In a live-style sale environment, the winners are the shoppers who know what to prioritize first: high-demand categories with predictable markdown cycles, strong brand loyalty, and limited stock risk. Spring is especially important for outdoor categories because retailers are clearing winter inventory while also pushing early-season demand. That creates a rare overlap where flash sale pricing appears on grills, power tools, coolers, patio upgrades, and yard equipment all at once. For broader event-based shopping strategy, our event coverage framework shows how to treat sale days like a live campaign, not a passive browse session.
One more reason to move quickly: some of the strongest offers often show up at major home improvement retailers, especially in spring promotion windows. That includes the kind of Home Depot deals that combine seasonal markdowns with category-wide promos and brand-specific bundles. The smartest shoppers build a watchlist around categories, not just products, because the exact items available can change daily or even hourly. Think of it like clearance hunting with a much tighter clock.
What’s actually worth buying in a spring flash sale
Tools are the highest-confidence category
Tools tend to be one of the best flash-sale categories because many buyers can substitute brands, compare kit configurations, and wait for the right bundle. That flexibility lets retailers use aggressive pricing to drive volume, especially on cordless systems where batteries, chargers, and starter kits can be packaged together. The strongest value usually comes from buy-one-get-one promotions, multi-tool kits, and brand ecosystems where the first purchase unlocks future savings. If you’re building a long-term garage setup, spring is when tool discounts can become genuinely strategic rather than opportunistic.
Spring promotions at major retailers often feature competing corded and cordless brands, and that competition is exactly what makes the category so attractive. A shopper comparing DeWalt, Milwaukee, and Ryobi doesn’t just need the sticker price; they need to evaluate battery platform, included accessories, and future upgrade cost. That’s why a deal roundup works best when it groups items by use case, not just by brand logo. For a useful budgeting lens on component pricing volatility, see how to lock in prices when costs climb—the principle is surprisingly similar to tool ecosystems.
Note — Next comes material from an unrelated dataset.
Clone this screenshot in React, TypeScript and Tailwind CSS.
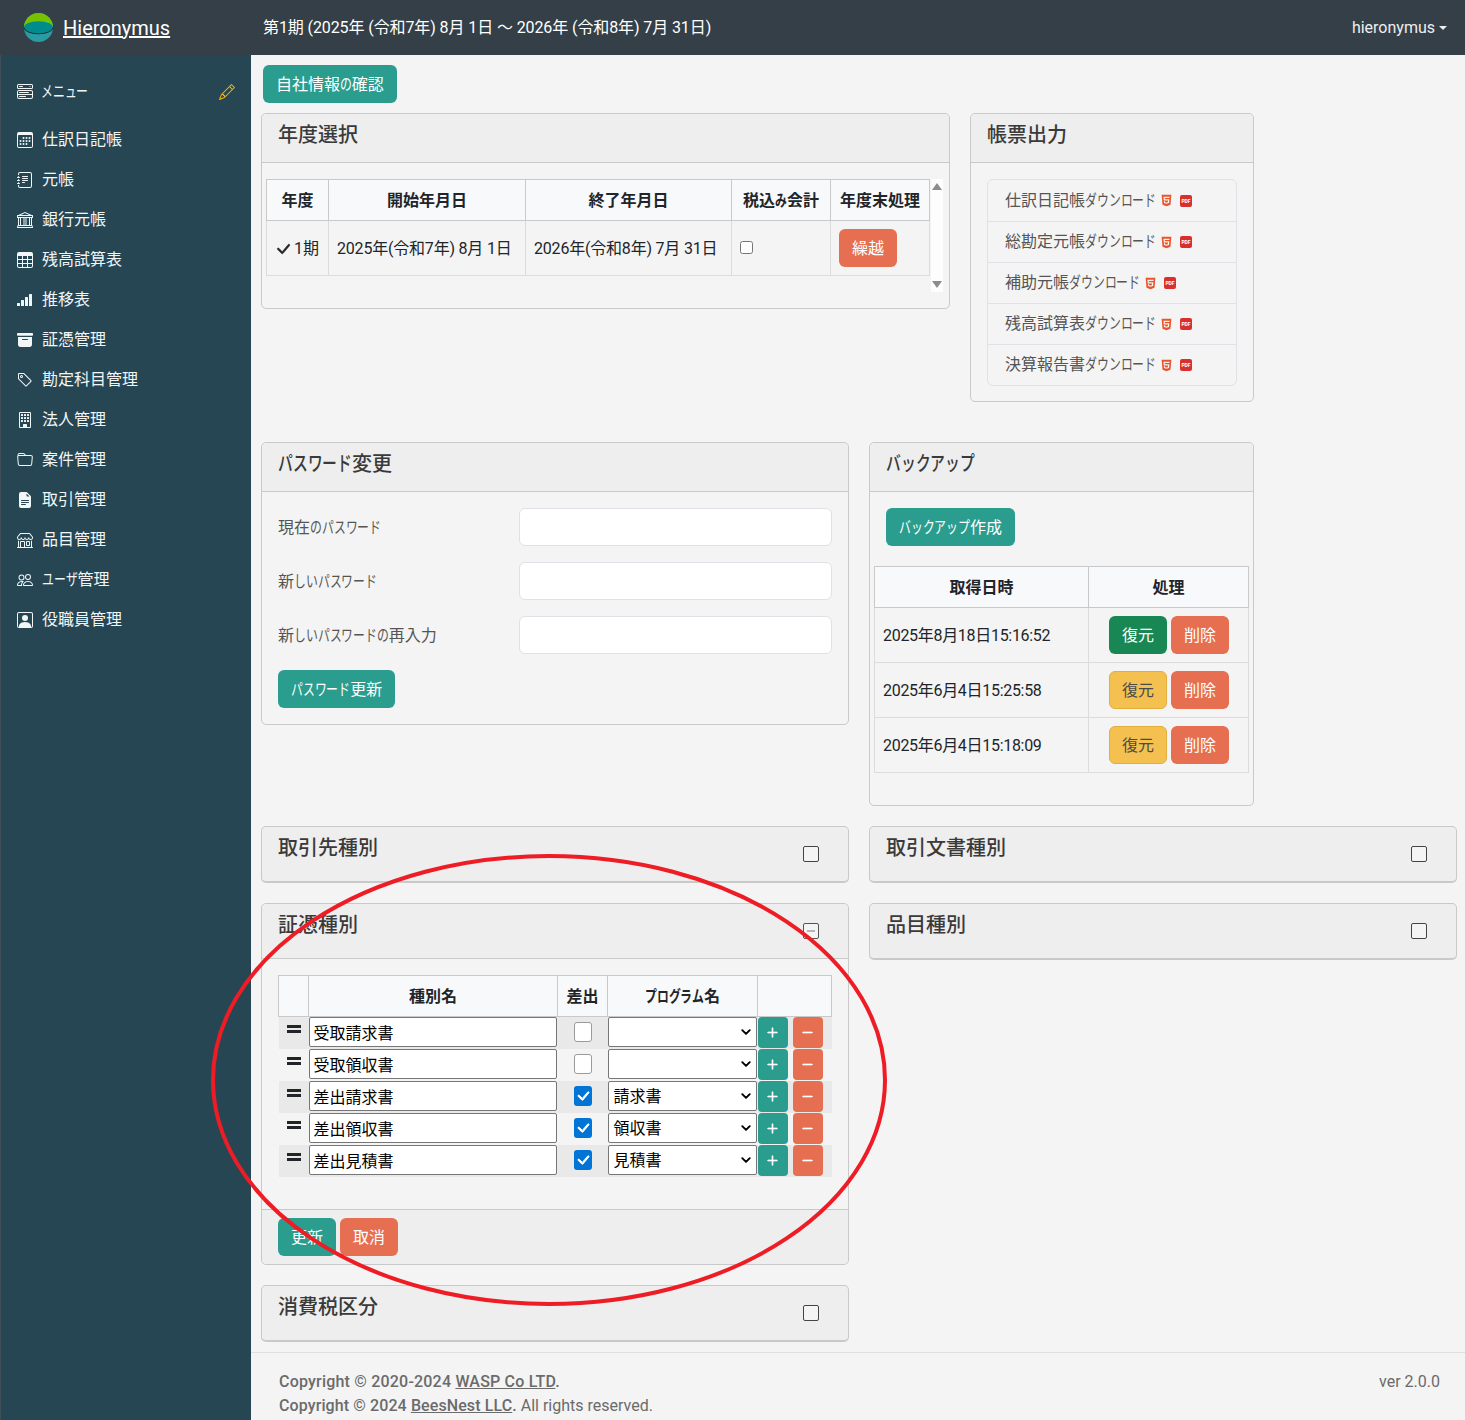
import { ReactNode } from 'react';
import {
  BsArchiveFill, BsBank, BsBuilding, BsCalendar3, BsCheckLg, BsFileEarmarkTextFill, BsFolder,
  BsJournalText, BsMenuButtonWide, BsPencil, BsPeople, BsPersonSquare, BsPlusLg, BsDashLg,
  BsReception4, BsShop, BsTable, BsTag, BsChevronDown,
} from 'react-icons/bs';
import { FaHtml5 } from 'react-icons/fa';

const menu = [
  { label: '仕訳日記帳', Icon: BsCalendar3 },
  { label: '元帳', Icon: BsJournalText },
  { label: '銀行元帳', Icon: BsBank },
  { label: '残高試算表', Icon: BsTable },
  { label: '推移表', Icon: BsReception4 },
  { label: '証憑管理', Icon: BsArchiveFill },
  { label: '勘定科目管理', Icon: BsTag },
  { label: '法人管理', Icon: BsBuilding },
  { label: '案件管理', Icon: BsFolder },
  { label: '取引管理', Icon: BsFileEarmarkTextFill },
  { label: '品目管理', Icon: BsShop },
  { label: 'ユーザ管理', Icon: BsPeople },
  { label: '役職員管理', Icon: BsPersonSquare },
];

const reports = ['仕訳日記帳', '総勘定元帳', '補助元帳', '残高試算表', '決算報告書'];

const backups = [
  { date: '2025年8月18日15:16:52', current: true },
  { date: '2025年6月4日15:25:58', current: false },
  { date: '2025年6月4日15:18:09', current: false },
];

const kinds = [
  { name: '受取請求書', out: false, program: '' },
  { name: '受取領収書', out: false, program: '' },
  { name: '差出請求書', out: true, program: '請求書' },
  { name: '差出領収書', out: true, program: '領収書' },
  { name: '差出見積書', out: true, program: '見積書' },
];

// kana is narrower than kanji in the original font, so squeeze each one
function jp(text: string) {
  return text.split(/([ぁ-んァ-ヶー])/).map((part, i) =>
    i % 2 === 1 ? <span key={i} className="inline-block w-[0.74em] scale-x-[0.74] origin-left">{part}</span> : part
  );
}

function Btn({ color, className = '', children }: { color: 'teal' | 'orange' | 'green' | 'yellow'; className?: string; children: string }) {
  const colors = {
    teal: 'bg-[#2a9d8f] text-white px-[13px]',
    orange: 'bg-[#e76f51] text-white px-[13px]',
    green: 'bg-[#198754] text-white px-[13px]',
    yellow: 'bg-[#f4c150] border border-[#e3ae3e] text-[#4a4a4a] px-[12px]',
  };
  return (
    <button className={`h-[38px] pt-px rounded-md text-[16px] leading-none whitespace-nowrap ${colors[color]} ${className}`}>
      {jp(children)}
    </button>
  );
}

function Card({ title, className = '', headerClass = 'h-[49px]', toggle, children }: { title: string; className?: string; headerClass?: string; toggle?: ReactNode; children?: ReactNode }) {
  return (
    <div className={`border border-[#c9c9c9] rounded-[5px] ${className}`}>
      <div className={`${headerClass} px-4 pt-[7px] flex justify-between bg-[#eeeeee] border-b border-[#c9c9c9] rounded-t-[5px] text-[20px] font-medium leading-[28px] text-[#3a3a3a]`}>
        <span>{jp(title)}</span>
        {toggle}
      </div>
      {children}
    </div>
  );
}

function CollapsedCard({ title, className = '' }: { title: string; className?: string }) {
  return (
    <div className={`h-[57px] px-4 pt-[7px] flex justify-between bg-[#eeeeee] border border-[#c9c9c9] border-b-2 rounded-[5px] text-[20px] font-medium leading-[28px] text-[#3a3a3a] ${className}`}>
      <span>{title}</span>
      <span className="w-4 h-4 mt-[12px] mr-[13px] border border-[#444444] rounded-[2px] bg-[#f4f4f4]" />
    </div>
  );
}

function PasswordRow({ label }: { label: string }) {
  return (
    <div className="flex items-center h-[38px] mb-4">
      <label className="w-[241px] pt-px text-[16px] text-[#555555]">{jp(label)}</label>
      <input className="w-[313px] h-[38px] bg-white border border-[#dee2e6] rounded-md" />
    </div>
  );
}

function PdfIcon() {
  return (
    <span className="w-3 h-3 rounded-[2px] bg-[#d92f2f] text-white text-[5px] font-bold leading-3 text-center">PDF</span>
  );
}

export default function App() {
  return (
    <div className="relative w-[1465px] h-[1420px] flex flex-col overflow-hidden bg-[#f4f4f4] font-['Roboto','Noto_Sans_CJK_JP',sans-serif] text-[16px] text-[#212529]">
      <header className="h-[55px] shrink-0 flex items-center bg-[#343f48] text-white">
        <div className="w-[263px] pl-[23px] flex items-center gap-[9px]">
          <svg viewBox="0 0 32 32" className="w-[31px] h-[31px]">
            <circle cx="16" cy="16" r="15" fill="#2a9aa3" />
            <path d="M1 16a15 15 0 0 1 30 0z" fill="#76c200" />
            <ellipse cx="16" cy="16" rx="15" ry="6.5" fill="#008c8c" />
            <path d="M1 16a15 6.5 0 0 0 30 0" fill="none" stroke="#16323a" strokeWidth="1" />
          </svg>
          <a className="text-[20px] underline">Hieronymus</a>
        </div>
        <div className="tracking-[-0.1px]">第1期 (2025年 (令和7年) 8月 1日 〜 2026年 (令和8年) 7月 31日)</div>
        <div className="ml-auto pr-[18px] flex items-center text-[#eeeeee]">
          hieronymus
          <span className="ml-1 border-x-4 border-x-transparent border-t-4 border-t-[#eeeeee]" />
        </div>
      </header>
      <div className="flex-1 flex min-h-0">
        <aside className="w-[251px] shrink-0 border-l border-[#3f4f57] bg-[#264653] text-[#f2f6f7]">
          <div className="h-[65px] pl-4 pr-[16px] pt-2 flex items-center">
            <BsMenuButtonWide className="w-4 h-4 mr-2 shrink-0" />
            <span>{jp('メニュー')}</span>
            <BsPencil className="ml-auto w-4 h-4 text-[#f0b400]" />
          </div>
          <nav>
            {menu.map(({ label, Icon }) => (
              <div key={label} className="h-10 pl-4 flex items-center gap-[9px]">
                <Icon className="w-4 h-4 shrink-0" />
                <span>{jp(label)}</span>
              </div>
            ))}
          </nav>
        </aside>
        <div className="flex-1 min-w-0 flex flex-col">
          <main className="flex-1 pl-[10px] pr-2 pt-[10px]">
            <Btn color="teal" className="ml-[2px] block">自社情報の確認</Btn>
            <div className="mt-[10px] flex gap-5 items-start">
              <Card title="年度選択" className="w-[689px] h-[196px]">
                <div className="pl-1 pt-4 flex">
                  <table className="w-[664px] h-[97px] border-collapse table-fixed">
                    <thead>
                      <tr className="h-[41px] bg-[#f8f9fa]">
                        <th className="w-[62px] pt-px border border-[#c9c9c9]">年度</th>
                        <th className="w-[197px] pt-px border border-[#c9c9c9]">開始年月日</th>
                        <th className="w-[206px] pt-px border border-[#c9c9c9]">終了年月日</th>
                        <th className="w-[99px] pt-px border border-[#c9c9c9] whitespace-nowrap">{jp('税込み会計')}</th>
                        <th className="pt-px border border-[#c9c9c9] whitespace-nowrap">年度末処理</th>
                      </tr>
                    </thead>
                    <tbody>
                      <tr className="h-[55px]">
                        <td className="border border-[#dcdcdc] pl-2 pt-[2px] whitespace-nowrap">
                          <BsCheckLg className="inline w-[18px] h-[18px] -ml-[1px] mr-[2px] -mt-[2px] stroke-[0.6]" />1期
                        </td>
                        <td className="border border-[#dcdcdc] px-2 pt-[2px] whitespace-nowrap tracking-[-0.2px]">2025年(令和7年) 8月 1日</td>
                        <td className="border border-[#dcdcdc] px-2 pt-[2px] whitespace-nowrap tracking-[-0.2px]">2026年(令和8年) 7月 31日</td>
                        <td className="border border-[#dcdcdc] px-2">
                          <input type="checkbox" readOnly className="block w-[13px] h-[13px] -mt-[2px]" />
                        </td>
                        <td className="border border-[#dcdcdc] px-2">
                          <Btn color="orange">繰越</Btn>
                        </td>
                      </tr>
                    </tbody>
                  </table>
                  <div className="w-[12px] h-[113px] ml-px bg-[#fdfdfd] flex flex-col justify-between items-center py-[4px]">
                    <span className="border-x-[5px] border-x-transparent border-b-[7px] border-b-[#8c8c8c]" />
                    <span className="border-x-[5px] border-x-transparent border-t-[7px] border-t-[#8c8c8c]" />
                  </div>
                </div>
              </Card>
              <Card title="帳票出力" className="w-[284px] h-[289px]">
                <ul className="mx-4 mt-4 border border-[#dee2e6] rounded-md text-[#555555]">
                  {reports.map((r, i) => (
                    <li key={r} className={`h-[41px] pl-[17px] flex items-center ${i > 0 ? 'border-t border-[#dee2e6]' : ''}`}>
                      <span>{jp(r + 'ダウンロード')}</span>
                      <span className="ml-[5px] flex items-center gap-2">
                        <FaHtml5 className="w-[11px] h-[13px] text-[#e9552b]" />
                        <PdfIcon />
                      </span>
                    </li>
                  ))}
                </ul>
              </Card>
            </div>
            <div className="mt-10 flex gap-5 items-start">
              <Card title="パスワード変更" className="w-[588px] h-[283px]">
                <div className="px-4 pt-4">
                  <PasswordRow label="現在のパスワード" />
                  <PasswordRow label="新しいパスワード" />
                  <PasswordRow label="新しいパスワードの再入力" />
                  <Btn color="teal">パスワード更新</Btn>
                </div>
              </Card>
              <Card title="バックアップ" className="w-[385px] h-[364px]">
                <div className="px-4 pt-4">
                  <Btn color="teal">バックアップ作成</Btn>
                </div>
                <table className="ml-1 mt-5 w-[375px] border-collapse table-fixed">
                  <thead>
                    <tr className="h-[41px] bg-[#f8f9fa]">
                      <th className="w-[214px] pt-px border border-[#c9c9c9]">取得日時</th>
                      <th className="pt-px border border-[#c9c9c9]">処理</th>
                    </tr>
                  </thead>
                  <tbody>
                    {backups.map(b => (
                      <tr key={b.date} className="h-[55px]">
                        <td className="border border-[#dcdcdc] px-2 pt-[2px] tracking-[-0.3px]">{b.date}</td>
                        <td className="border border-[#dcdcdc] pl-5 whitespace-nowrap">
                          <Btn color={b.current ? 'green' : 'yellow'}>復元</Btn>
                          <Btn color="orange" className="ml-1">削除</Btn>
                        </td>
                      </tr>
                    ))}
                  </tbody>
                </table>
              </Card>
            </div>
            <div className="mt-5 flex gap-5">
              <CollapsedCard title="取引先種別" className="w-[588px]" />
              <CollapsedCard title="取引文書種別" className="w-[588px]" />
            </div>
            <div className="mt-5 flex gap-5 items-start">
              <div className="w-[588px]">
                <Card
                  title="証憑種別"
                  className="h-[362px] flex flex-col"
                  headerClass="h-[55px]"
                  toggle={
                    <span className="w-4 h-4 mt-[12px] mr-[13px] flex items-center justify-center border border-[#555555] rounded-[2px] bg-[#f4f4f4]">
                      <span className="w-2 h-[2px] bg-[#b5b5b5]" />
                    </span>
                  }
                >
                  <div className="flex-1 px-4 pt-4">
                    <table className="w-[554px] border-collapse table-fixed">
                      <thead>
                        <tr className="h-[41px] bg-[#f8f9fa]">
                          <th className="w-[30px] border border-[#c9c9c9]" />
                          <th className="w-[249px] pt-px border border-[#c9c9c9]">種別名</th>
                          <th className="w-[50px] pt-px border border-[#c9c9c9]">差出</th>
                          <th className="w-[150px] pt-px border border-[#c9c9c9]">{jp('プログラム名')}</th>
                          <th className="border border-[#c9c9c9]" />
                        </tr>
                      </thead>
                      <tbody>
                        {kinds.map((k, i) => (
                          <tr key={k.name} className={`h-8 ${i % 2 === 0 ? 'bg-[#e9e9e9]' : 'bg-[#f4f4f4]'}`}>
                            <td className="p-0 align-top">
                              <span className="mt-2 mx-auto w-[14px] h-2 block border-y-[3px] border-[#212529]" />
                            </td>
                            <td className="p-0 pr-px align-top">
                              <input readOnly value={k.name} className="block w-full h-[30px] px-1 bg-white border border-[#767676] rounded-[2px] text-black" />
                            </td>
                            <td className="p-0">
                              {k.out ? (
                                <span className="mx-auto w-[18px] h-5 -mt-[2px] rounded-[3px] bg-[#0075d7] flex items-center justify-center">
                                  <BsCheckLg className="w-4 h-4 text-white stroke-1" />
                                </span>
                              ) : (
                                <span className="block mx-auto w-[18px] h-5 -mt-[2px] rounded-[3px] bg-white border border-[#9a9a9a]" />
                              )}
                            </td>
                            <td className="p-0 pr-px align-top">
                              <div className="h-[30px] pt-[2px] px-[5px] flex items-center justify-between bg-white border border-[#767676] rounded-[2px] text-black">
                                {k.program}
                                <BsChevronDown className="ml-auto -mt-[2px] w-[10px] h-[10px] stroke-2" />
                              </div>
                            </td>
                            <td className="p-0 whitespace-nowrap">
                              <span className="flex gap-[5px]">
                                <span className="w-[30px] h-[31px] rounded-[4px] bg-[#2a9d8f] flex items-center justify-center">
                                  <BsPlusLg className="w-[13px] h-[13px] text-white stroke-1" />
                                </span>
                                <span className="w-[30px] h-[31px] rounded-[4px] bg-[#e76f51] flex items-center justify-center">
                                  <BsDashLg className="w-[13px] h-[13px] text-white stroke-1" />
                                </span>
                              </span>
                            </td>
                          </tr>
                        ))}
                      </tbody>
                    </table>
                  </div>
                  <div className="h-[55px] px-4 pt-2 flex gap-1 bg-[#eeeeee] border-t border-[#c9c9c9] rounded-b-[5px]">
                    <Btn color="teal">更新</Btn>
                    <Btn color="orange">取消</Btn>
                  </div>
                </Card>
                <CollapsedCard title="消費税区分" className="mt-5" />
              </div>
              <CollapsedCard title="品目種別" className="w-[588px]" />
            </div>
          </main>
          <footer className="h-[68px] shrink-0 pl-[28px] pr-[25px] pt-[17px] flex justify-between border-t border-[#dfdfdf] leading-[24px] text-[#6b6b6b]">
            <div>
              <div><span className="font-medium tracking-[0.2px]">Copyright © 2020-2024 <span className="underline">WASP Co LTD</span>.</span></div>
              <div><span className="font-medium tracking-[0.1px]">Copyright © 2024 <span className="underline">BeesNest LLC</span>.</span> All rights reserved.</div>
            </div>
            <div>ver 2.0.0</div>
          </footer>
        </div>
      </div>
      <svg viewBox="0 0 1465 1420" className="absolute inset-0 w-[1465px] h-[1420px] pointer-events-none">
        <ellipse cx="549" cy="1080" rx="336" ry="224" fill="none" stroke="#ee1c25" strokeWidth="4" />
      </svg>
    </div>
  );
}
If you’ve ever hesitated on a drill or impact driver because the regular price felt too high, spring is the time to reassess. The value is not just the item itself but the knock-on savings from expanded use across home repairs, outdoor assembly, and weekend projects. In many cases, a discounted starter kit can replace multiple one-off rentals or lower-quality replacements. For shoppers who want the sharpest end-user value, that’s why tools deserve first priority in any spring watchlist.
Grills and outdoor cooking gear drop into peak season pricing
Grill deals are one of the most time-sensitive categories because retailers know consumers want to be ready before the first warm weekends arrive. That creates a narrow window where older models, display units, and bundle-heavy sets get marked down to make room for new inventory. The result is often excellent value on gas grills, pellet grills, griddles, and accessories like covers, thermometers, and pellet bags. If you’re waiting for a reason to upgrade, the spring sale window is usually better than mid-summer when demand spikes and discounts tighten.
There’s also a buyer psychology advantage here: outdoor cooking gear is more likely to be purchased with emotion, which can cause people to overspend on features they won’t use. A flash sale should push you toward the right performance tier, not the fanciest option on the shelf. For example, a family that hosts weekend gatherings may get more value from a reliable mid-size gas grill than a premium oversized setup. That’s where smart comparison shopping matters, just like the logic behind comparison tools that reduce decision overload.
We’re also seeing more crossovers between grill and cooler promotions, especially for backyard entertaining. That includes gear like the Anker SOLIX EverFrost 2 58L cooler, which points to the broader trend of portable, power-assisted outdoor equipment becoming part of the spring shopping mix. When coolers, portable power, and grilling accessories are discounted together, the real savings come from building a complete outdoor setup at once instead of buying pieces piecemeal. That bundling effect is a hallmark of seasonal savings done right.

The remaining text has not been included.